接下來,談到了他這些年來在耕種方法上的轉變,他說是在一次偶然的機會裡,透過鎮上一家有機專賣店 盧 小姐的介紹,才知道「有機農法」這回事。接下來,先是去改良場聽了關於有機農業的推廣說明會,後來再實際接觸到 MOA 的自然農法講習課程,深受感動 …… 。他想了又想,覺得不能再種植含有農藥毒素的蔬菜來給人吃了。
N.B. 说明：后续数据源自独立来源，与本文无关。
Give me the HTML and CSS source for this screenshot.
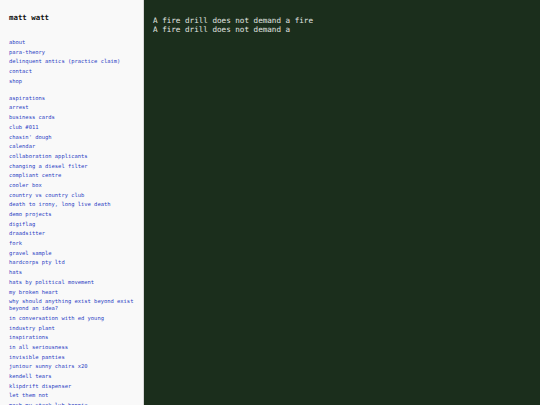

他也知道,今天一旦改成有機農法的施作方式後,會有三到五年,甚至更久,成本是無法回收的。因為以前化學肥料及農藥的耕種方法,已經讓土地受到太大的傷害, …… 。

但他決定絕不再傷害土地。

幾年下來,他忍受鄰田農友的譏諷:

「阿你到底會不會種菜?雜草也不清除乾淨 …… 」

「阿你不噴殺蟲劑,是要讓蟲子把你的菜園吃光嗎?」

「哇!你種出來的玉米那麼醜,賣得出去嗎?」

「阿你以為喝西北風就可以過活了啊?」

他不吭一語,忍了下來。

他忍下來了,他在等土地恢復。他要等土地恢復!

一個年過半百的農民。

××× ××× ×××

用餐的時間不多,我很快地看了一下他的農地資料:

「農地種類:旱(其餘選項還有:田、果、他)。

農地面積: 0.8 公頃。

農地水源:木瓜溪灌溉渠。

雜 草:中耕機、割草機除草。

土壤培育:自製堆肥資材-豆渣(豆頭)、豆粕、米糠、稻殼、稻草、牧草。」

「上次陳先生有向基金會申請農地鑑定,結果土質含砷量 10 點多,超過一點點,而正常中級含砷量是 4-10 。所以這回要來採土再鑑定一次,通過了才能發給『 MOA 自然農法農地認定證』。」李秘書解釋給我聽。他在一旁笑了笑,顯然對於這一次的採土鑑定很有信心。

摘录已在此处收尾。